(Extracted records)
---*---
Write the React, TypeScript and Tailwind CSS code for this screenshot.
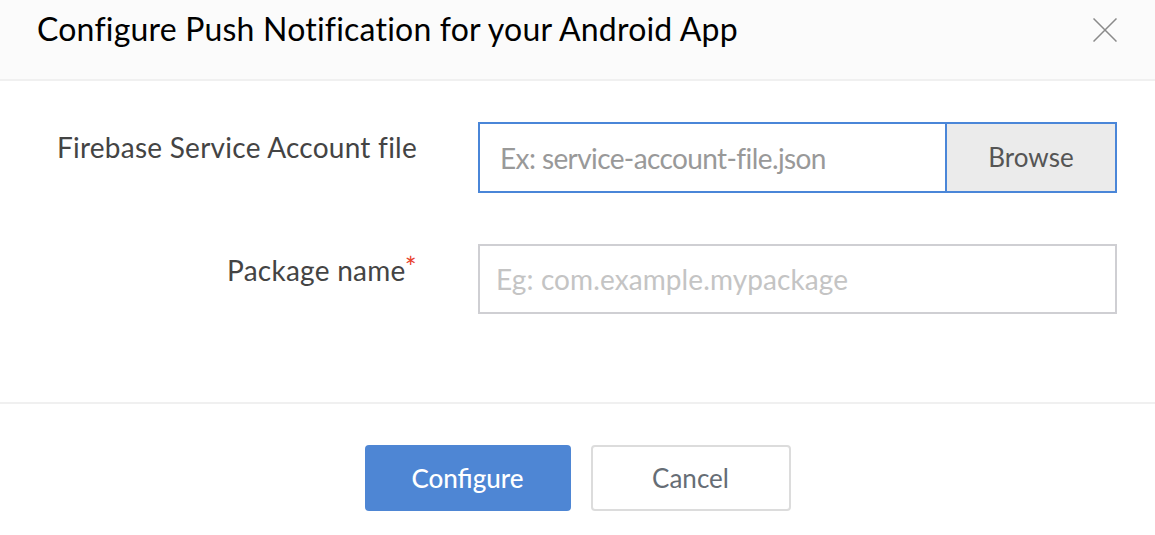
const font = { fontFamily: "Lato, 'Open Sans', sans-serif" };

export default function App() {
  return (
    <div className="w-[1155px] h-[535px] bg-white text-[#333]" style={font}>
      {/* Header */}
      <div className="h-[81px] bg-[#fbfbfb] border-b-2 border-[#f0f0f0] flex items-start justify-between pl-[37px] pr-[38px]">
        <h1 className="text-[32px] tracking-[0.2px] text-black leading-none pt-[13px]">
          Configure Push Notification for your Android App
        </h1>
        <svg className="mt-[18px]" width="24" height="24" viewBox="0 0 24 24" fill="none" stroke="#8a8a8a" strokeWidth="1.5">
          <path d="M0.5 0.5 L23.5 23.5 M23.5 0.5 L0.5 23.5" />
        </svg>
      </div>

      {/* Body */}
      <div className="h-[323px] border-b-2 border-[#f0f0f0] pt-[41px]">
        <div className="flex items-start">
          <label className="w-[417px] text-right text-[28px] tracking-[0.25px] text-[#444] leading-none pt-[11px]">
            Firebase Service Account file
          </label>
          <div className="ml-[61px] w-[639px] h-[71px] flex border-2 border-[#4a86d8]">
            <div className="flex-1 flex items-center pl-[20px] text-[28px] tracking-[-0.6px] text-[#999]">
              Ex: service-account-file.json
            </div>
            <div className="w-[170px] bg-[#ebebeb] border-l-2 border-[#4a86d8] flex items-center justify-center text-[26px] text-[#555]">
              Browse
            </div>
          </div>
        </div>

        <div className="flex items-start mt-[51px]">
          <label className="w-[417px] text-right text-[28px] tracking-[0.25px] text-[#444] leading-none pt-[12px]">
            Package name<span className="text-[#e8412c] text-[28px] relative top-[-3px]">*</span>
          </label>
          <div className="ml-[61px] w-[639px] h-[70px] flex items-center pl-[16px] border-2 border-[#cfcfd3] text-[28px] tracking-[0.1px] text-[#c4c4c4]">
            Eg: com.example.mypackage
          </div>
        </div>
      </div>

      {/* Footer */}
      <div className="flex justify-center gap-[20px] pt-[41px]">
        <button className="w-[206px] h-[66px] rounded-[4px] bg-[#4e86d4] text-white text-[26px] font-medium">
          Configure
        </button>
        <button className="w-[200px] h-[66px] rounded-[4px] border-2 border-[#dcdcdc] bg-white text-[#666d75] text-[26px]">
          Cancel
        </button>
      </div>
    </div>
  );
}
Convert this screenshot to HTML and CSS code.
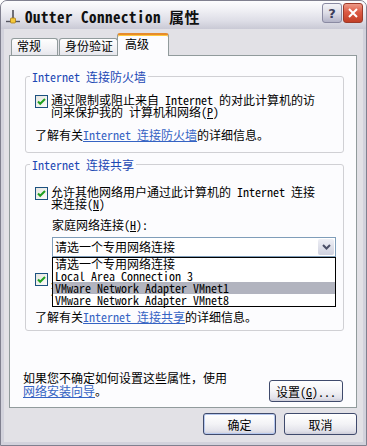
FILE: index.html
```html
<!DOCTYPE html>
<html lang="zh-CN">
<head>
    <meta charset="UTF-8">
    <meta name="viewport" content="width=device-width, initial-scale=1.0">
    <title>Outter Connection 属性</title>
    <link rel="stylesheet" href="styles.css">
</head>
<body>
<div class="window">
    <div class="titlebar">
        <svg class="title-icon" width="16" height="16" viewBox="0 0 16 16">
            <path d="M8 2v9" stroke="#3a3a44" stroke-width="1.4"/>
            <path d="M1 13.5h14" stroke="#55555f" stroke-width="1.4"/>
            <rect x="5.5" y="10" width="5" height="5" rx="1" fill="#f4c83a" stroke="#a87a14" stroke-width="0.8"/>
        </svg>
        <span class="title-text">Outter Connection 属性</span>
        <div class="caption-buttons">
            <span class="cap-btn help">?</span>
            <span class="cap-btn close">
                <svg width="10" height="10" viewBox="0 0 10 10"><path d="M1 1l8 8M9 1l-8 8" stroke="#fff" stroke-width="2"/></svg>
            </span>
        </div>
    </div>

    <div class="dialog">
        <div class="tabs">
            <div class="tab">常规</div>
            <div class="tab">身份验证</div>
            <div class="tab active">高级</div>
        </div>

        <div class="panel">
            <fieldset class="group first">
                <legend>Internet 连接防火墙</legend>
                <div class="check-row">
                    <span class="checkbox"><svg width="11" height="11" viewBox="0 0 11 11"><path d="M2 5.5l2.2 2.3L9 3" fill="none" stroke="#21a121" stroke-width="2"/></svg></span>
                    <div class="check-label">通过限制或阻止来自 Internet 的对此计算机的访<br>问来保护我的 计算机和网络(<u>P</u>)</div>
                </div>
                <p class="info">了解有关<a href="#">Internet 连接防火墙</a>的详细信息。</p>
            </fieldset>

            <fieldset class="group second">
                <legend>Internet 连接共享</legend>
                <div class="check-row">
                    <span class="checkbox"><svg width="11" height="11" viewBox="0 0 11 11"><path d="M2 5.5l2.2 2.3L9 3" fill="none" stroke="#21a121" stroke-width="2"/></svg></span>
                    <div class="check-label">允许其他网络用户通过此计算机的 Internet 连接<br>来连接(<u>N</u>)</div>
                </div>
                <div class="field-label">家庭网络连接(<u>H</u>):</div>
                <div class="combo">
                    <span class="combo-value">请选一个专用网络连接</span>
                    <span class="combo-arrow"><svg width="9" height="6" viewBox="0 0 9 6"><path d="M1 1l3.5 3.5L8 1" fill="none" stroke="#4a4e66" stroke-width="2"/></svg></span>
                    <ul class="combo-list">
                        <li>请选一个专用网络连接</li>
                        <li>Local Area Connection 3</li>
                        <li class="selected">VMware Network Adapter VMnet1</li>
                        <li>VMware Network Adapter VMnet8</li>
                    </ul>
                </div>
                <div class="check-row lower">
                    <span class="checkbox"><svg width="11" height="11" viewBox="0 0 11 11"><path d="M2 5.5l2.2 2.3L9 3" fill="none" stroke="#21a121" stroke-width="2"/></svg></span>
                    <div class="check-label">允许其他网络用户控制或禁用共享的 Internet<br>连接(<u>O</u>)</div>
                </div>
                <p class="info lower">了解有关<a href="#">Internet 连接共享</a>的详细信息。</p>
            </fieldset>

            <div class="footer">
                <p class="footer-text">如果您不确定如何设置这些属性，使用<br><a href="#">网络安装向导</a>。</p>
                <button class="btn settings">设置(<u>G</u>)...</button>
            </div>
        </div>

        <div class="actions">
            <button class="btn default">确定</button>
            <button class="btn">取消</button>
        </div>
    </div>
</div>
</body>
</html>
```

FILE: styles.css
```css
* {
    box-sizing: border-box;
}

body {
    margin: 0;
    font-family: "Noto Sans Mono CJK SC", "Noto Sans CJK SC", monospace;
    font-size: 12px;
    color: #000;
}

/* window frame */
.window {
    width: 367px;
    height: 446px;
    display: flex;
    flex-direction: column;
    border: 1px solid #80808f;
    border-radius: 7px 7px 0 0;
    background: #d2d2dc;
    padding: 0 3px 3px;
}

.titlebar {
    height: 28px;
    margin: 0 -3px;
    padding: 0 3px 0 4px;
    display: flex;
    align-items: center;
    border-radius: 6px 6px 0 0;
    background: linear-gradient(#fdfdfe, #efeff4 35%, #dedee7 70%, #c9c9d5);
}

.title-icon {
    flex: none;
    margin-top: 2px;
}

.title-text {
    margin-left: 4px;
    margin-top: 2px;
    font-size: 15px;
    font-weight: bold;
    letter-spacing: 0.5px;
    color: #111;
}

.caption-buttons {
    margin-left: auto;
    align-self: flex-start;
    margin-top: 2px;
    display: flex;
    gap: 1px;
}

.cap-btn {
    width: 20px;
    height: 20px;
    display: flex;
    align-items: center;
    justify-content: center;
    border-radius: 3px;
}

.cap-btn.help {
    border: 1px solid #8a8aa2;
    background: linear-gradient(#f4f4f8, #dcdce6 50%, #b4b4c8);
    color: #3c3c5a;
    font-family: "DejaVu Sans", sans-serif;
    font-weight: bold;
    font-size: 13px;
}

.cap-btn.close {
    border: 1px solid #9c3a2a;
    background: linear-gradient(#ee9a88, #dc5a44 45%, #c23e26);
}

/* dialog body */
.dialog {
    flex: 1;
    background: #e2e1e6;
    padding: 4px 6px 0 5px;
    display: flex;
    flex-direction: column;
}

.tabs {
    display: flex;
    align-items: flex-end;
    height: 23px;
    padding-left: 2px;
    margin-bottom: -1px;
    position: relative;
    z-index: 1;
}

.tab {
    height: 17px;
    min-width: 47px;
    margin: 0 1px 1px 0;
    padding: 0 4px 0 5px;
    line-height: 14px;
    border: 1px solid #919b9c;
    border-bottom: none;
    border-radius: 3px 3px 0 0;
    background: linear-gradient(#fefefe, #f2f2f5 60%, #e6e6ec);
}

.tab.active {
    height: 23px;
    min-width: 52px;
    margin: 0 0 0 -2px;
    padding: 2px 4px 0 7px;
    border-top: 2px solid #e68b2c;
    box-shadow: inset 0 1px #ffc83c;
    background: #fcfcfe;
}

.panel {
    background: #fcfcfe;
    border: 1px solid #919b9c;
    padding: 0 12px 5px 15px;
}

/* group boxes */
.group {
    margin: 0;
    border: 1px solid #d0d0d4;
    border-radius: 3px;
    min-inline-size: 0;
}

.group.first {
    margin-top: 14px;
    padding: 11px 7px 11px 9px;
}

.group.second {
    margin-top: 5px;
    padding: 15px 7px 7px 9px;
}

.group legend {
    margin-left: -5px;
    padding: 0 2px;
    line-height: 13px;
    color: #1c48b4;
}

.check-row {
    display: flex;
    gap: 3px;
}

.check-row.lower {
    margin-top: 15px;
}

.checkbox {
    flex: none;
    width: 13px;
    height: 13px;
    margin-top: 1px;
    display: flex;
    align-items: center;
    justify-content: center;
    border: 1px solid #1c5180;
    background: linear-gradient(135deg, #e6e6e0, #fbfbf9);
}

.check-label {
    line-height: 12px;
}

.info {
    margin: 11px 0 0;
    line-height: 12px;
}

.info.lower {
    margin-top: 15px;
}

a {
    color: #3563c3;
    text-decoration: underline;
}

.field-label {
    margin: 9px 0 0 17px;
    line-height: 12px;
}

/* open combo box */
.combo {
    position: relative;
    height: 20px;
    margin: 6px 0 0 17px;
    display: flex;
    border: 1px solid #7f9db9;
    background: #fff;
}

.combo-value {
    flex: 1;
    padding-left: 2px;
    line-height: 17px;
}

.combo-arrow {
    width: 16px;
    margin: 1px;
    display: flex;
    align-items: center;
    justify-content: center;
    border-radius: 2px;
    background: linear-gradient(#eeeff5, #cfd1df);
}

.combo-list {
    position: absolute;
    top: calc(100% + 1px);
    left: -1px;
    right: -1px;
    z-index: 2;
    margin: 0;
    padding: 0;
    list-style: none;
    border: 1px solid #000;
    background: #fff;
}

.combo-list li {
    height: 12px;
    line-height: 12px;
    padding-left: 2px;
}

.combo-list li.selected {
    background: #b2b4bf;
}

/* bottom of panel */
.footer {
    margin: 40px 1px 0 -2px;
    display: flex;
    align-items: flex-end;
    justify-content: space-between;
}

.footer-text {
    margin: 0 0 5px;
    line-height: 13px;
}

.btn {
    width: 73px;
    height: 22px;
    padding: 0;
    font: inherit;
    color: #000;
    border: 1px solid #3f4a6c;
    border-radius: 3px;
    background: linear-gradient(#ffffff, #f3f3f6 50%, #e2e2ea 85%, #cdcdd9);
}

.btn.settings {
    width: 74px;
}

.btn.default {
    box-shadow: inset 0 0 0 1px #b6c8ee;
}

.actions {
    margin-top: 5px;
    display: flex;
    justify-content: flex-end;
    gap: 8px;
}
```
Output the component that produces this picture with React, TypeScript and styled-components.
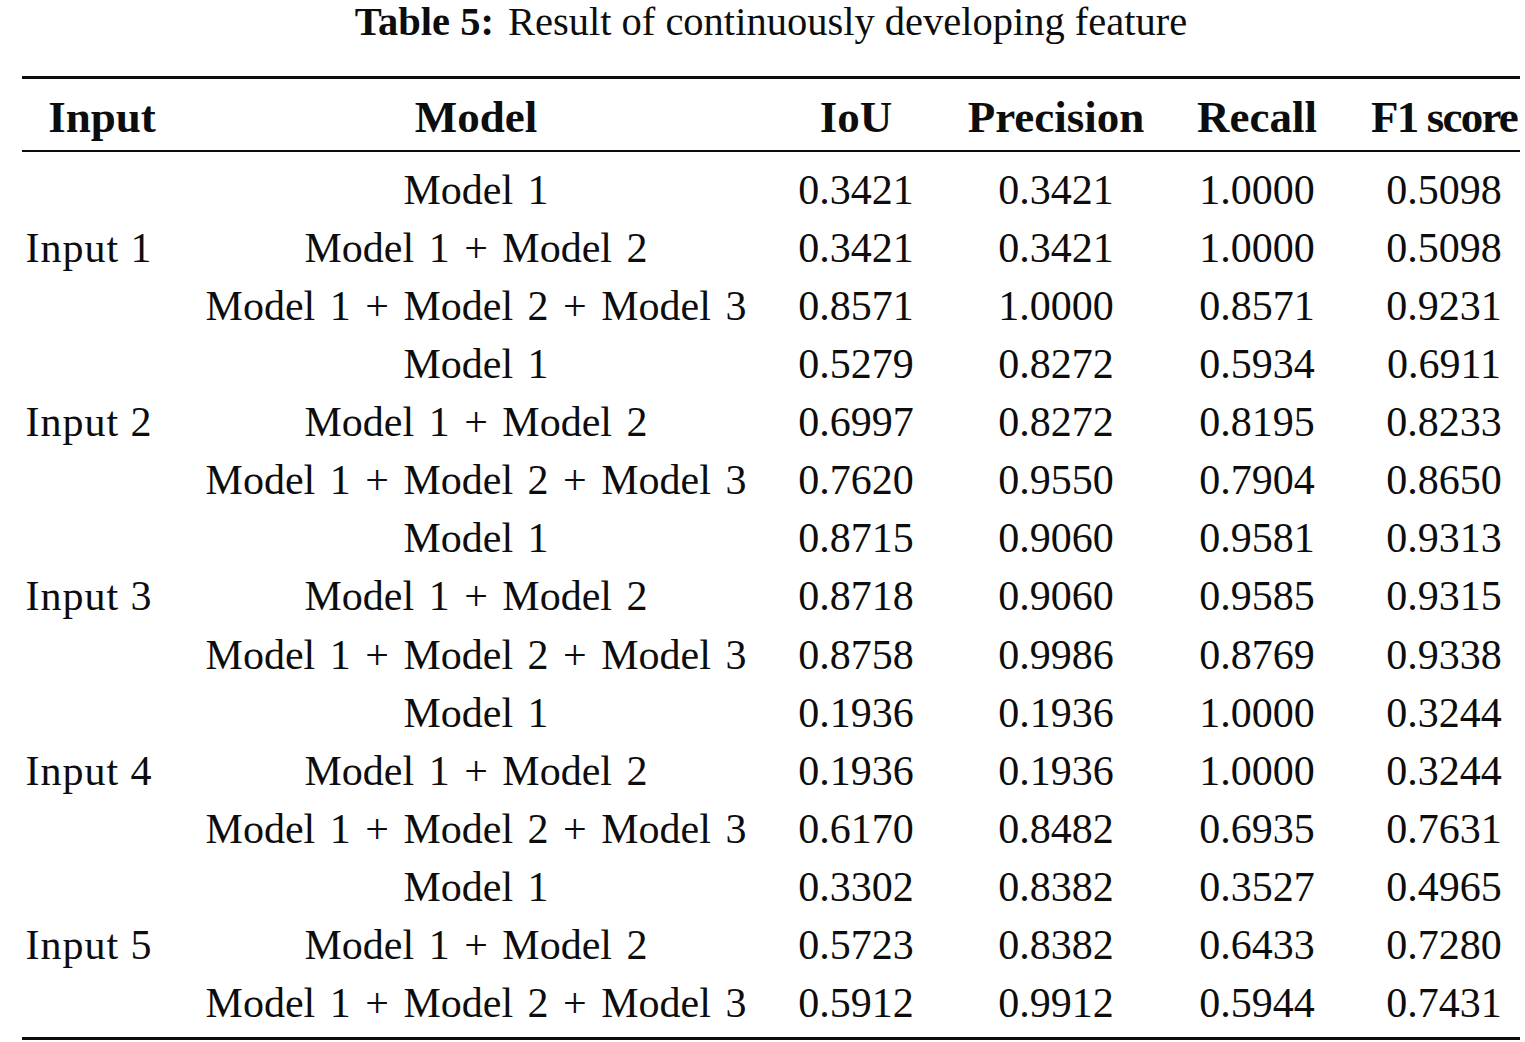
---*---
[Task description]
From the entries above, list each line with "code" in it.

[Exercise output]
Write the React, TypeScript and Tailwind CSS code for this screenshot.
Convert this screenshot to HTML and CSS code.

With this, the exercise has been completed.